Los intelectuales católicos que toman parte en esta Semana, están unidos en la fe y en la disciplina de la Iglesia; en todo lo demás, ya se trate de filosofía, de teología, de estética, de arte, de literatura o de política (aunque haya posiciones que ninguno de ellos adopte, porque son incompatibles con la fe), pueden adoptar y adoptan las posiciones más variadas. La unidad de fe está demasiado alta para imponerse a las cosas humanas, como no sea cuando están en una conexión necesaria con la fe. La misma fe quiere la razón libre en las cosas humanas, y garantiza esta libertad. Y la inteligencia bien quiere ser cautiva, pero cautiva de Dios sólo, de la Verdad Subsistente.

La fe establece la unidad entre los hombres, pero esta misma unidad es una unidad divina, no humana, tan relevante como la fe.

Y, sin embargo, ¿el bien no es difusivo de sí? ¿Es posible que de lo alto de las montañas eternas esta unidad divina no se extienda a nuestras llanuras, llevando con ella a cada momento su virtud unificadora?
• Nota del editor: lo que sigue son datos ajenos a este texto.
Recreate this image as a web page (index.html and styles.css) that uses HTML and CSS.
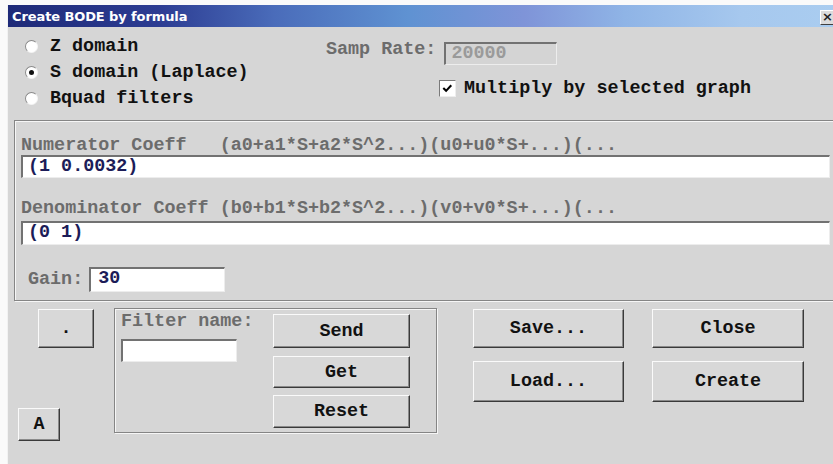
FILE: index.html
```html
<!DOCTYPE html>
<html>
<head>
<meta charset="utf-8">
<title>Create BODE by formula</title>
<link rel="stylesheet" href="styles.css">
</head>
<body>
<div class="window">
  <div class="titlebar">
    <span class="title">Create BODE by formula</span>
    <span class="close">&#215;</span>
  </div>
  <div class="client">
    <div class="top">
      <div class="domains">
        <div class="radio-row"><span class="radio"></span>Z domain</div>
        <div class="radio-row"><span class="radio on"></span>S domain (Laplace)</div>
        <div class="radio-row"><span class="radio"></span>Bquad filters</div>
      </div>
      <div class="options">
        <div class="rate-row">
          <span class="label dim">Samp Rate:</span>
          <span class="field disabled">20000</span>
        </div>
        <div class="check-row">
          <span class="check"><svg viewBox="0 0 16 16" width="16" height="16"><polyline points="3.5,7.5 6.5,10.5 12,4.5" fill="none" stroke="#000" stroke-width="2.2"/></svg></span>
          <span>Multiply by selected graph</span>
        </div>
      </div>
    </div>

    <div class="group coeffs">
      <div class="label dim coeff-label">Numerator Coeff   (a0+a1*S+a2*S^2...)(u0+u0*S+...)(...</div>
      <div class="field wide">(1 0.0032)</div>
      <div class="label dim coeff-label second">Denominator Coeff (b0+b1*S+b2*S^2...)(v0+v0*S+...)(...</div>
      <div class="field wide tall">(0 1)</div>
      <div class="gain-row">
        <span class="label dim">Gain:</span>
        <span class="field gain">30</span>
      </div>
    </div>

    <div class="bottom">
      <div class="side">
        <button class="btn dot-btn">.</button>
        <button class="btn a-btn">A</button>
      </div>
      <div class="group filter">
        <div class="filter-name">
          <div class="label dim">Filter name:</div>
          <div class="field name"></div>
        </div>
        <div class="filter-actions">
          <button class="btn send">Send</button>
          <button class="btn get">Get</button>
          <button class="btn reset">Reset</button>
        </div>
      </div>
      <div class="actions">
        <button class="btn">Save...</button>
        <button class="btn">Close</button>
        <button class="btn tall-btn">Load...</button>
        <button class="btn tall-btn">Create</button>
      </div>
    </div>
  </div>
</div>
</body>
</html>
```

FILE: styles.css
```css
html, body {
  margin: 0;
  padding: 0;
  background: #fafafa;
  overflow: hidden;
}

body {
  width: 833px;
  height: 464px;
}

.window {
  margin: 5px 0 0 7px;
  width: 833px;
  height: 459px;
  background: #d6d6d6;
  border-left: 1px solid #f2f2f2;
  display: flex;
  flex-direction: column;
  font-family: "Liberation Mono", "Courier New", monospace;
  font-weight: bold;
  font-size: 18.4px;
  color: #111;
}

/* caption bar */
.titlebar {
  height: 22px;
  display: flex;
  align-items: center;
  padding: 0 6px 0 4px;
  background: linear-gradient(90deg, #1e2a78 0%, #2c3c92 18%, #4a6cba 32%, #5f92d2 48%, #7f94d8 62%, #8fb4e6 74%, #a6c8ee 88%, #aacdf0 100%);
}

.title {
  font-family: "DejaVu Sans", Verdana, sans-serif;
  font-size: 13px;
  font-weight: bold;
  color: #fff;
  letter-spacing: -0.1px;
}

.close {
  margin-left: auto;
  width: 13px;
  height: 13px;
  margin-top: 3px;
  background: #dcdcdc;
  border: 1px solid;
  border-color: #fff #404040 #404040 #fff;
  font-family: "DejaVu Sans", sans-serif;
  font-size: 13px;
  line-height: 12px;
  text-align: center;
  color: #222;
}

.client {
  flex: 1;
  display: flex;
  flex-direction: column;
}

/* domain selection and rate */
.top {
  display: flex;
  padding: 7px 0 0 17px;
}

.domains {
  width: 301px;
}

.radio-row {
  display: flex;
  align-items: center;
  height: 26px;
  line-height: 26px;
}

.radio {
  width: 11px;
  height: 11px;
  border-radius: 50%;
  background: #fff;
  border: 1px solid;
  border-color: #8a8a8a #f4f4f4 #f4f4f4 #8a8a8a;
  margin-right: 12px;
  margin-top: -1px;
  position: relative;
  flex: none;
}

.radio.on::after {
  content: "";
  position: absolute;
  left: 3px;
  top: 3px;
  width: 5px;
  height: 5px;
  border-radius: 50%;
  background: #111;
}

.label {
  white-space: pre;
}

.dim {
  color: #6c6c6c;
}

.options {
  display: flex;
  flex-direction: column;
}

.rate-row {
  display: flex;
  align-items: flex-start;
  margin-top: 8px;
}

.rate-row .label {
  line-height: 26px;
  margin-top: -5px;
  margin-right: 8px;
}

.field {
  box-sizing: border-box;
  display: block;
  background: #fff;
  border-style: solid;
  border-width: 2px 1px 1px 2px;
  border-color: #727272 #ededed #ededed #727272;
  color: #1c1c58;
  padding-left: 5px;
  line-height: 20px;
  white-space: pre;
}

.field.disabled {
  width: 113px;
  height: 23px;
  background: #d4d4d4;
  color: #9a9a9a;
}

.check-row {
  display: flex;
  align-items: center;
  height: 26px;
  line-height: 26px;
  margin-top: 11px;
  margin-left: 113px;
}

.check {
  box-sizing: border-box;
  width: 17px;
  height: 17px;
  background: #fff;
  border-style: solid;
  border-width: 1px;
  border-color: #7a7a7a #eee #eee #7a7a7a;
  margin-right: 8px;
  margin-top: -1px;
  display: flex;
}

.check svg {
  width: 15px;
  height: 15px;
}

/* etched group frames */
.group {
  box-sizing: border-box;
  border: 1px solid #858585;
  box-shadow: 1px 1px 0 #f6f6f6, inset 1px 1px 0 #f6f6f6;
}

.coeffs {
  margin: 8px 0 0 6px;
  width: 822px;
  height: 181px;
  padding: 15px 0 0 6px;
}

.coeff-label {
  line-height: 19px;
}

.coeff-label.second {
  margin-top: 21px;
}

.field.wide {
  width: 809px;
  height: 23px;
}

.field.wide.tall {
  height: 24px;
  margin-top: 3px;
}

.gain-row {
  display: flex;
  align-items: center;
  margin: 22px 0 0 7px;
}

.gain-row .label {
  margin-right: 6px;
}

.field.gain {
  width: 136px;
  height: 25px;
  padding-left: 7px;
}

/* lower controls */
.bottom {
  display: flex;
  align-items: flex-start;
  padding-top: 7px;
}

.btn {
  box-sizing: border-box;
  font: inherit;
  color: #111;
  background: #d8d8d8;
  border: 1px solid;
  border-color: #fafafa #3a3a3a #3a3a3a #fafafa;
  box-shadow: inset -1px -1px 0 #8a8a8a;
  padding: 0;
  margin: 0;
  text-align: center;
  cursor: default;
}

.side {
  width: 96px;
  margin-left: 10px;
  display: flex;
  flex-direction: column;
  align-items: flex-start;
}

.dot-btn {
  width: 56px;
  height: 39px;
  margin: 1px 0 0 20px;
}

.a-btn {
  width: 42px;
  height: 33px;
  margin-top: 60px;
}

.filter {
  width: 323px;
  height: 125px;
  display: flex;
  padding: 3px 0 0 6px;
}

.filter-name .label {
  line-height: 19px;
}

.field.name {
  width: 116px;
  height: 23px;
  margin-top: 8px;
}

.filter-actions {
  margin-left: auto;
  margin-right: 26px;
  padding-top: 2px;
  display: flex;
  flex-direction: column;
}

.filter-actions .btn {
  width: 137px;
}

.send {
  height: 34px;
}

.get {
  height: 32px;
  margin-top: 8px;
}

.reset {
  height: 33px;
  margin-top: 7px;
}

.actions {
  margin: 1px 0 0 36px;
  display: grid;
  grid-template-columns: 151px 152px;
  grid-template-rows: 39px 41px;
  column-gap: 28px;
  row-gap: 13px;
}
```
Sí, se extiende y se comunica; sí, si tuviésemos el espíritu de fe; si nuestra fe no fuese anémica y miserable; si encontrara en nosotros las plenas condiciones de ejercicio que reclama de sí; si informada por la caridad para ser virtud perfecta, informara ella misma toda nuestra vida intelectual y moral, la unidad trascendente de la fe viva extendería entre nosotros la unidad a todos los grados de nuestras actividades humanas, pero de la manera misteriosa y oculta, libre e interna, y bajo la modalidad trascendente que es propia de la fe; no por un conformismo o una ordenación cualesquiera, no de un modo visible y formulable y que la mano puede asir, sino por los medios enteramente espirituales y bajo el soplo invisible de las operaciones de la gracia. Unidad causada por la fe en las cosas que no son de fe, y, por tanto, unidad de inspiración, más bien que de doctrina o de conducta objetivas. No hay código ni sistema capaz de explicar semejante unidad; nace en las fuentes del alma, como esa paz que Jesús da y que el mundo no puede dar.

¿Podemos intentar caracterizarla todavía más? Diré que comporta cierta actitud producida por la fe con respecto a la verdad, con respecto a la sabiduría, con respecto a la libertad; diré también que depende de la profundidad a la cual el Evangelio penetre en nosotros.

La unidad de que hablo comporta cierta actitud con respecto a la verdad. Una actitud muy sencilla, evangélicamente sencilla, de simple espíritu. Tener el candor de preferir la verdad a todo oportunismo intelectual y a toda bellaquería, ya se trate de filosofía, de teología, de arte o de política, requiere purificaciones más radicales de lo que suele creerse...

 

[1] Jacques MARITAIN, Approches sans entraves, Fayard, París, 1973, pág. 28.

[2] Quizás no tan finalmente, puesto que el propio Maritain admite en Approches sans entraves que entretenía tales elucubraciones escatológicas desde 1939 (cfr. págs. 3, 5, 19 y 31).

[3] Cfr. Foi en Jésus-Christ et Monde d’aujourd’hui, París, Éditions de Flore, 1949, págs. 14-33 (texto luego recogido en Le philosophe dans la Cité, Alsatia, París, 1960). Hay edición española.